Scan the data below for the string "index". Copy every line where it appears.
================================
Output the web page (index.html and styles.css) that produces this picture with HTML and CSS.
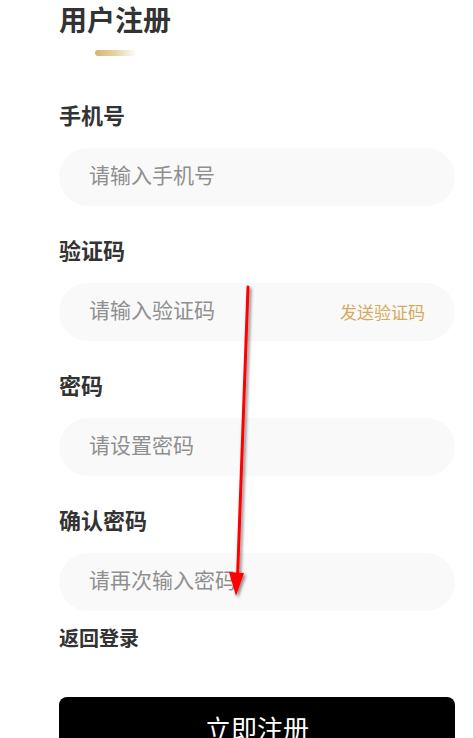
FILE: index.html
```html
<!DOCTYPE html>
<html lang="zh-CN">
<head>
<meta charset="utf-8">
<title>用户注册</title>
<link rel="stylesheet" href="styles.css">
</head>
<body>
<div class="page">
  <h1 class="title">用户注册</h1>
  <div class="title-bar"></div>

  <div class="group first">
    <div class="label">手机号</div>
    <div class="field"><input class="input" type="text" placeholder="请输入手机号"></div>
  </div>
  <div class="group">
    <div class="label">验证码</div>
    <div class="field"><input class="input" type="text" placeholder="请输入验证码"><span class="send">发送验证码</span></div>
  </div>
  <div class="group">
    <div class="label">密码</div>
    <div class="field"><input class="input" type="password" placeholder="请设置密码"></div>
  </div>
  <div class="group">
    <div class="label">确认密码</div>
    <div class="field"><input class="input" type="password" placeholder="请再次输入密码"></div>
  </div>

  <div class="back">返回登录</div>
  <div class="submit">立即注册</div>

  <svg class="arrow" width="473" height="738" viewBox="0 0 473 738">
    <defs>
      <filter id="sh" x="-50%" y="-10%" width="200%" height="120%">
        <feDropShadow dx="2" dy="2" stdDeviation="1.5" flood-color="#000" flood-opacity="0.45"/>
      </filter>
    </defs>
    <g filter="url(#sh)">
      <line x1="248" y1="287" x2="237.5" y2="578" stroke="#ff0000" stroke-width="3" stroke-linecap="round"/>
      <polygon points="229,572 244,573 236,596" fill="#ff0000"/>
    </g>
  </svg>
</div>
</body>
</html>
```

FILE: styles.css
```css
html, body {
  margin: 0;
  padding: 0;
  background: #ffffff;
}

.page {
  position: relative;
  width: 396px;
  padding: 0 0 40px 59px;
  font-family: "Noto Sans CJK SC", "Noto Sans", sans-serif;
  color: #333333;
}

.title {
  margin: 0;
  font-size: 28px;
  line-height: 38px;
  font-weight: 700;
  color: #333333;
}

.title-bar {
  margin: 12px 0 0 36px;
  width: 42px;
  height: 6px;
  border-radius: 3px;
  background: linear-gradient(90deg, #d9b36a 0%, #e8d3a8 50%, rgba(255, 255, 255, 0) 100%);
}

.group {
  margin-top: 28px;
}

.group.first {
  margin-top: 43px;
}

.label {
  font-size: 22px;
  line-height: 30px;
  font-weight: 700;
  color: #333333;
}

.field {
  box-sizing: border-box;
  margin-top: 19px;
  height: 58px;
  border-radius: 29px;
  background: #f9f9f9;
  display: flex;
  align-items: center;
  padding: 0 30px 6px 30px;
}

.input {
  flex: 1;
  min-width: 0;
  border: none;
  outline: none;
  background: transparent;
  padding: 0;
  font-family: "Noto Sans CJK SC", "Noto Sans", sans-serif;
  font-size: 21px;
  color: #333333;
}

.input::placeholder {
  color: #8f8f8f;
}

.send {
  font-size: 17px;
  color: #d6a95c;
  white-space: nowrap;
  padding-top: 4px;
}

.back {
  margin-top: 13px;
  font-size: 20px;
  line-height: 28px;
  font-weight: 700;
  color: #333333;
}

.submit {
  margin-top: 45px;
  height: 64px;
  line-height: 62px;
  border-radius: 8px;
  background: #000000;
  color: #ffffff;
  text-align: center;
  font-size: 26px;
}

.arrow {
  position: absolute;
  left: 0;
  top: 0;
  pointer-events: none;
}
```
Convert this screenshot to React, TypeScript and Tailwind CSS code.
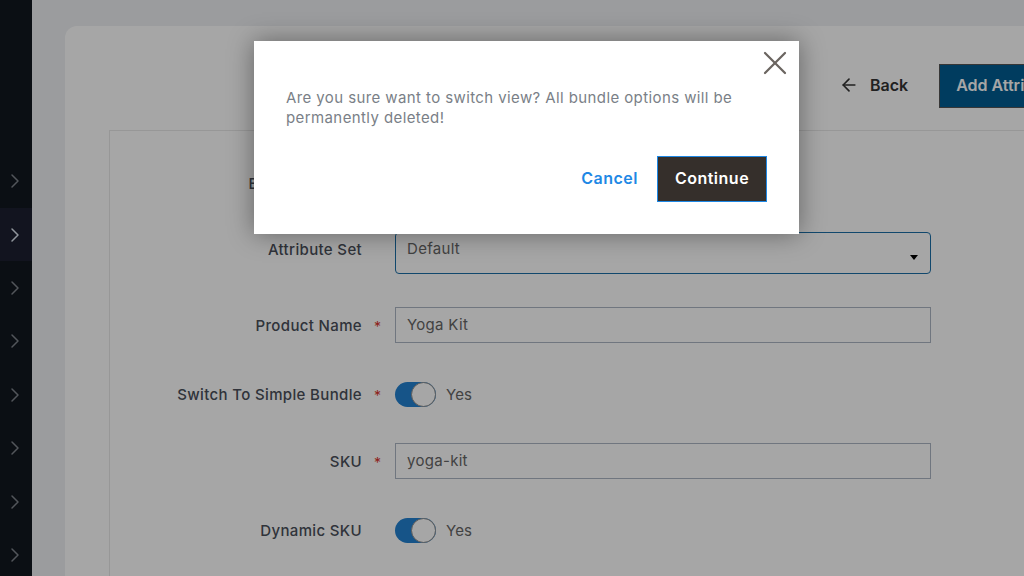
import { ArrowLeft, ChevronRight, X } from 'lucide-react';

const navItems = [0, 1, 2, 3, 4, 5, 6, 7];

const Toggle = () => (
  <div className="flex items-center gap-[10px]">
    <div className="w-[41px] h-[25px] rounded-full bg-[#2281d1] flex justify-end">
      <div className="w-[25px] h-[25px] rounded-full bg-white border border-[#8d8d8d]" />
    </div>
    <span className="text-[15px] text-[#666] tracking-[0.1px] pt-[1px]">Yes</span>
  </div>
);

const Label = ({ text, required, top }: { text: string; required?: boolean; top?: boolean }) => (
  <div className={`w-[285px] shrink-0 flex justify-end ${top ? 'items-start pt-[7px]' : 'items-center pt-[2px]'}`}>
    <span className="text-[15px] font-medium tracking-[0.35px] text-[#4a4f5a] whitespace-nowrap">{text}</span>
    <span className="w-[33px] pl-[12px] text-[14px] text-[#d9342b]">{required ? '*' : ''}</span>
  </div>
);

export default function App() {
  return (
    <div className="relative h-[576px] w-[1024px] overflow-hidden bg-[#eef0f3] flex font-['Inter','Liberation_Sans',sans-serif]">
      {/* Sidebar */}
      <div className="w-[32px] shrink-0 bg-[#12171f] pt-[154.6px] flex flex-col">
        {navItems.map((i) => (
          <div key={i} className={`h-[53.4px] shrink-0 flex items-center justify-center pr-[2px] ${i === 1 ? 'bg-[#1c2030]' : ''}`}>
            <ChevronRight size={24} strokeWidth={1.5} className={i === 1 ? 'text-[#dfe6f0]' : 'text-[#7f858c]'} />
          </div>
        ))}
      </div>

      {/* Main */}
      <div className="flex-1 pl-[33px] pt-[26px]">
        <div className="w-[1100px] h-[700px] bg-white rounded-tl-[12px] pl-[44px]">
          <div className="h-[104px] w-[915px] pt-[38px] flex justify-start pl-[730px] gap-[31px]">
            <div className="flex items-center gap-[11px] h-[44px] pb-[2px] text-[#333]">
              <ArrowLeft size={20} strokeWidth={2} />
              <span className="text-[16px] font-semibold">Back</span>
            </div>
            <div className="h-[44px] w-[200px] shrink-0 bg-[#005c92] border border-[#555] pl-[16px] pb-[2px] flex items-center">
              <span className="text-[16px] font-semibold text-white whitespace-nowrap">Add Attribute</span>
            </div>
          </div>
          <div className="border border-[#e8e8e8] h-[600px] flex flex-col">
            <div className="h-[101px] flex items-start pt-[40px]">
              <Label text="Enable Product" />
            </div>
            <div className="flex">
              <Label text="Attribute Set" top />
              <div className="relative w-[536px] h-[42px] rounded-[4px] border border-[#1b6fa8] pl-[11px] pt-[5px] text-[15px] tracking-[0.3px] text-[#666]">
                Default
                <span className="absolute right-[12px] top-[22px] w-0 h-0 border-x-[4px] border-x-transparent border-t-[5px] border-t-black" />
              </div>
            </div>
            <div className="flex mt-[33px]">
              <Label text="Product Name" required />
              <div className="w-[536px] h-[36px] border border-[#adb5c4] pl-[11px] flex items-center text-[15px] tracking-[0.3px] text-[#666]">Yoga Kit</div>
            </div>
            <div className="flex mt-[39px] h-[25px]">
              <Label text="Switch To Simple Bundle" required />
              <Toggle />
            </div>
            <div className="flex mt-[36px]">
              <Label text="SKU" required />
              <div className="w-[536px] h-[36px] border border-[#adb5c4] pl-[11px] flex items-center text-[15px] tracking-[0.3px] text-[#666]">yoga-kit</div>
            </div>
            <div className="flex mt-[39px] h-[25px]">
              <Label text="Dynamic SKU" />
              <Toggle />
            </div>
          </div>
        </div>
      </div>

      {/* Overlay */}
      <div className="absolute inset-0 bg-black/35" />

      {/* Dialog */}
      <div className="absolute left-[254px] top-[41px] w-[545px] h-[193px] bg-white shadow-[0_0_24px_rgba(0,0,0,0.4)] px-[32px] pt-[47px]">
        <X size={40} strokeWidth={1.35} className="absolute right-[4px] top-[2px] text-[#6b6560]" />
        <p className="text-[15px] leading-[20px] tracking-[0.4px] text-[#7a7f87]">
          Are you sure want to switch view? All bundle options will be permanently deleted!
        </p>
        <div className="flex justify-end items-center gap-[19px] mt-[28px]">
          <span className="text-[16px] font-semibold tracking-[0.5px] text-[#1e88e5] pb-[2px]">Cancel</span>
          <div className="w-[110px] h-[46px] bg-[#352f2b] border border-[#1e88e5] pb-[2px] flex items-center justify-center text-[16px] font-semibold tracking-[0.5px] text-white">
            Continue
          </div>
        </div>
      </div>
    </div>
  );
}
================================
#### [FULL ANSWER]
Output the web page (index.html and styles.css) that produces this picture with HTML and CSS.
FILE: index.html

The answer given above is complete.